┌─ DATA LINES
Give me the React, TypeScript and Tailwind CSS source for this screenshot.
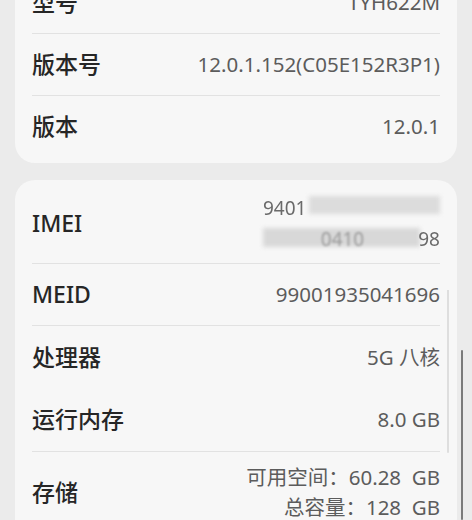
import React from "react";

const label = "text-[23px] font-medium text-[#262626] leading-none";
const value = "text-[20.5px] text-[#5c5c5c] leading-none text-right";

function Row({ name, h = "h-[61px]", children }: { name: string; h?: string; children: React.ReactNode }) {
  return (
    <div className={`flex items-center justify-between ${h}`}>
      <span className={label}>{name}</span>
      <div className={value}>{children}</div>
    </div>
  );
}

const Divider = () => <div className="h-px bg-[#e2e2e2]" />;

export default function App() {
  return (
    <div
      className="relative h-[520px] w-[472px] overflow-hidden bg-[#ebebeb] px-[15px]"
      style={{ fontFamily: '"Noto Sans", "Noto Sans CJK SC", sans-serif' }}
    >
      {/* device card */}
      <div className="-mt-[34px] rounded-[20px] bg-[#f7f7f7] px-[17px] py-[6px]">
        <Row name="型号">TYH622M</Row>
        <Divider />
        <Row name="版本号">12.0.1.152(C05E152R3P1)</Row>
        <Divider />
        <Row name="版本">12.0.1</Row>
      </div>

      {/* hardware card */}
      <div className="mt-[17px] rounded-[20px] bg-[#f7f7f7] px-[17px] pt-[4px] pb-[6px]">
        <div className="flex h-[79px] items-center justify-between">
          <span className={label}>IMEI</span>
          <div className="flex flex-col items-end gap-[12px] text-[19px] leading-none text-[#6a6a6a]">
            <div className="relative w-[177px]">
              <span className="blur-[0.7px]">9401</span>
              <div className="absolute left-[46px] right-0 -top-[3px] h-[18px] bg-[#dcdcdc] blur-[2px]" />
            </div>
            <div className="relative w-[177px] text-right">
              <div className="absolute left-0 right-[20px] -top-[2px] h-[19px] bg-[#d8d8d8] blur-[2px]" />
              <span className="relative mr-[54px] text-[#9a9a9a] blur-[1px]">0410</span>
              <span className="relative blur-[0.7px]">98</span>
            </div>
          </div>
        </div>
        <Divider />
        <Row name="MEID">99001935041696</Row>
        <Divider />
        <Row name="处理器" h="h-[62px]">5G 八核</Row>
        <Row name="运行内存" h="h-[63px]">8.0 GB</Row>
        <Divider />
        <div className="flex h-[80px] items-center justify-between">
          <span className={label}>存储</span>
          <div className={`${value} flex flex-col items-end gap-[9px]`}>
            <span>可用空间：60.28&nbsp;&nbsp;GB</span>
            <span>总容量：128&nbsp;&nbsp;GB</span>
          </div>
        </div>
      </div>

      {/* scroll indicators */}
      <div className="absolute left-[447px] top-[290px] h-[163px] w-[2px] rounded-b-full bg-[#dedede]" />
      <div className="absolute left-[461px] top-[350px] h-[170px] w-[2px] rounded-full bg-[#7a7a7a]" />
    </div>
  );
}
└─
_YOUR INSTRUCTIONS_: Search the preceding listing for "React" and extract every line where it is found.

_ANSWER IN FULL_:
Give me the React, TypeScript and Tailwind CSS source for this screenshot.
import React from "react";
function Row({ name, h = "h-[61px]", children }: { name: string; h?: string; children: React.ReactNode }) {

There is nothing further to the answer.